(Updated 1:45 p.m. Wednesday)
ATHENS – Georgia officials continue to anxiously await a ruling from the NCAA on the eligibility of star wide receiver A.J. Green. Coach Mark Richt said early this afternoon that there is “nothing new” on the matter today.
The investigation includes whether Green received an impermissible benefit by allegedly selling a game jersey, a person familiar with the matter told the AJC.
It is against NCAA rules for players to accept money for memorabilia.
The penalty in such a case typically would depend on several factors, including the amount of money received and the player’s cooperation with the NCAA.
Georgia held Green out of last week’s season opener, saying it was doing so “pending a ruling from the NCAA clarifying his status.” Richt said Tuesday that Green will practice with the team as usual “until we know something one way or another.” Richt made it clear that he expects to get a ruling before Saturday’s SEC opener at South Carolina.

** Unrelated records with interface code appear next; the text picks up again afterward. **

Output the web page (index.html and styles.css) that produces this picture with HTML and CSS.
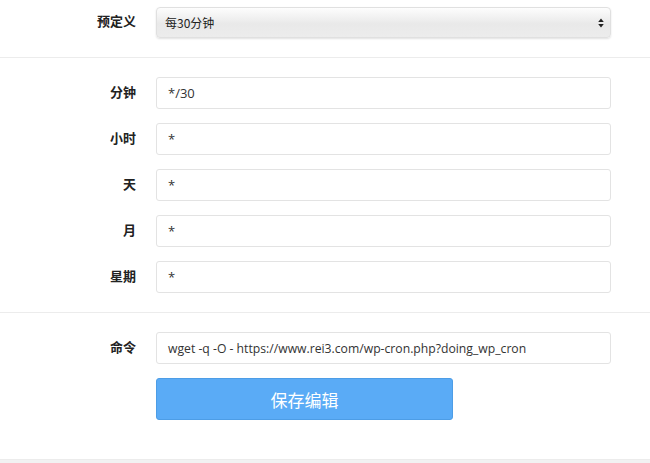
FILE: index.html
```html
<!DOCTYPE html>
<html>
<head>
<meta charset="utf-8">
<link rel="stylesheet" href="styles.css">
</head>
<body>
<div class="page">
  <div class="section first">
    <div class="row">
      <label class="lbl">预定义</label>
      <div class="select">
        <span>每30分钟</span>
        <svg class="arrows" width="6" height="10" viewBox="0 0 6 10"><path d="M3 0.5L5.8 4H0.2Z M3 9.5L5.8 6H0.2Z" fill="#222"/></svg>
      </div>
    </div>
  </div>
  <div class="section">
    <div class="row"><label class="lbl">分钟</label><div class="input">*/30</div></div>
    <div class="row"><label class="lbl">小时</label><div class="input">*</div></div>
    <div class="row"><label class="lbl">天</label><div class="input">*</div></div>
    <div class="row"><label class="lbl">月</label><div class="input">*</div></div>
    <div class="row"><label class="lbl">星期</label><div class="input">*</div></div>
  </div>
  <div class="section last">
    <div class="row"><label class="lbl">命令</label><div class="input cmd">wget -q -O - https://www.rei3.com/wp-cron.php?doing_wp_cron</div></div>
    <div class="row"><span class="lbl"></span><button class="btn">保存编辑</button></div>
  </div>
  <div class="foot"></div>
</div>
</body>
</html>
```
FILE: styles.css
```css
html, body { margin: 0; padding: 0; background: #fff; }
body { font-family: "Open Sans", "Noto Sans CJK SC", sans-serif; color: #333; }
.page { width: 650px; height: 463px; overflow: hidden; }
.section { padding: 19px 0; border-bottom: 1px solid #ececec; display: flex; flex-direction: column; gap: 14px; }
.section.first { padding: 7px 0 19px; }
.section.last { padding-bottom: 39px; }
.row { display: flex; align-items: center; gap: 20px; }
.lbl { width: 136px; text-align: right; font-family: "Noto Sans CJK SC", sans-serif; font-weight: bold; font-size: 13px; line-height: 16px; color: #222; flex: none; margin-top: -3px; }
.input { box-sizing: border-box; width: 455px; height: 32px; border: 1px solid #e3e3e3; border-radius: 3px; padding: 0 11px; display: flex; align-items: center; font-size: 13px; color: #333; background: #fff; }
.input.cmd { font-size: 12.2px; }
.select { box-sizing: border-box; width: 455px; height: 31px; border-radius: 4px; border: 1px solid #e0e0e0; background: linear-gradient(#fdfdfd, #e9e9e9 55%, #ececec); box-shadow: 0 1px 2px rgba(0,0,0,0.12); display: flex; align-items: center; justify-content: space-between; padding: 0 6px 0 8px; font-family: "Noto Sans CJK SC", sans-serif; font-size: 12px; color: #222; }
.arrows { display: block; }
.btn { box-sizing: border-box; width: 297px; height: 42px; border: 1px solid #4d9de6; border-radius: 3px; background: #5aabf6; color: #fff; font-family: "Noto Sans CJK SC", sans-serif; font-size: 17px; padding: 0; cursor: pointer; }
.foot { height: 10px; background: #f2f2f2; }
```
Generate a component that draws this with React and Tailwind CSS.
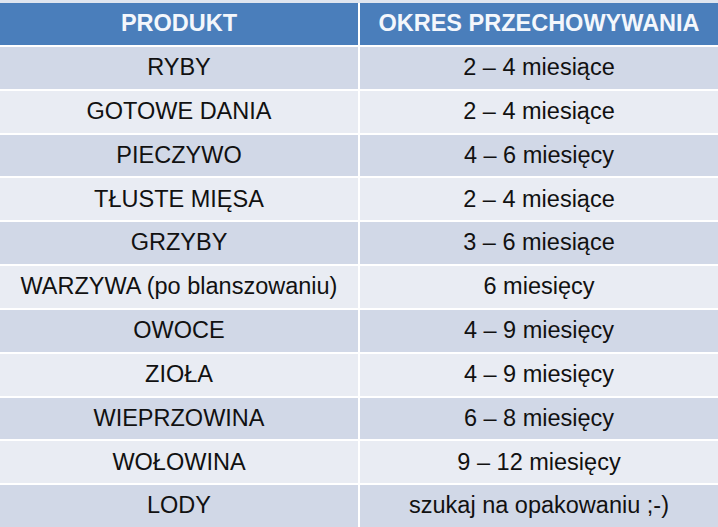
const rows = [
  ["RYBY", "2 – 4 miesiące"],
  ["GOTOWE DANIA", "2 – 4 miesiące"],
  ["PIECZYWO", "4 – 6 miesięcy"],
  ["TŁUSTE MIĘSA", "2 – 4 miesiące"],
  ["GRZYBY", "3 – 6 miesiące"],
  ["WARZYWA (po blanszowaniu)", "6 miesięcy"],
  ["OWOCE", "4 – 9 miesięcy"],
  ["ZIOŁA", "4 – 9 miesięcy"],
  ["WIEPRZOWINA", "6 – 8 miesięcy"],
  ["WOŁOWINA", "9 – 12 miesięcy"],
  ["LODY", "szukaj na opakowaniu ;-)"],
];

const Cell = ({ children, head, odd }) => (
  <div
    className={
      "flex items-center justify-center whitespace-nowrap " +
      (head
        ? "bg-[#4a7ebb] text-[#f4f7fc] font-bold"
        : odd
        ? "bg-[#d1d8e7] text-[#111]"
        : "bg-[#e9ecf3] text-[#111]")
    }
  >
    {children}
  </div>
);

export default function App() {
  return (
    <div
      className="h-[527px] w-[718px] overflow-hidden bg-white border-t-[3px] border-[#dfe5ef] text-[23.5px] leading-none"
      style={{ fontFamily: '"Liberation Sans", Arial, sans-serif' }}
    >
      <div className="grid h-full grid-cols-[358px_1fr] grid-rows-[42px_repeat(11,1fr)] gap-x-[2px] gap-y-[2px]">
        <Cell head>PRODUKT</Cell>
        <Cell head>OKRES PRZECHOWYWANIA</Cell>
        {rows.map(([a, b], i) => (
          <div key={a} className="contents">
            <Cell odd={i % 2 === 0}>{a}</Cell>
            <Cell odd={i % 2 === 0}>{b}</Cell>
          </div>
        ))}
      </div>
    </div>
  );
}
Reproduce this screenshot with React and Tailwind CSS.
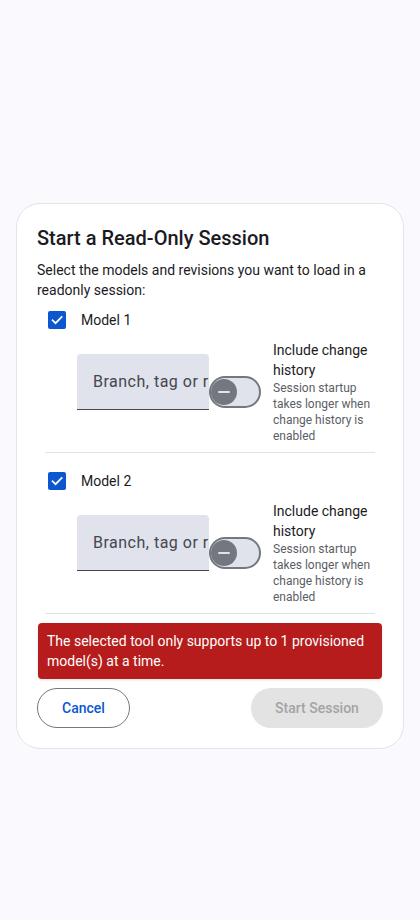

“I’d be highly disappointed if we don’t hear something this week,” Richt said. “I would think we will.”
The NCAA launched the investigation of Green on July 21. On July 22, Green acknowledged that he was asked by Georgia officials about an agent-hosted party in Miami that triggered NCAA probes at several other schools. Green said he had never been to Miami.
On Georgia’s weekly depth chart, Kris Durham is listed in Green’s customary spot as the No. 1 flanker, with Rantavious Wooten No. 2, Logan Gray No. 3 and Israel Troupe No. 4. Then, in italic type and preceded by an asterisk, Green is listed as “Status TBD.”
Offensive coordinator Mike Bobo said after Tuesday’s practice that he doesn’t know if Green will be able to play Saturday.
“If he’s there, he’s there; if he’s not, he’s not,” Bobo said. “It’s out of my control, so there’s nothing we can do. Wish there was, but there’s not.”
UGA President Michael Adams said last week that the matter is “being handled by our lawyers.”
Although Adams said he “can’t, shouldn’t and won’t” reveal details of the case, he was asked if the Green investigation is similar to agent-related NCAA probes at other schools. He replied: “No, I don’t think it’s necessarily fair to say that. … I think you don’t know all they’re looking at until it’s over. So if you just limited it to that or excluded that, you’d be making a mistake either way.”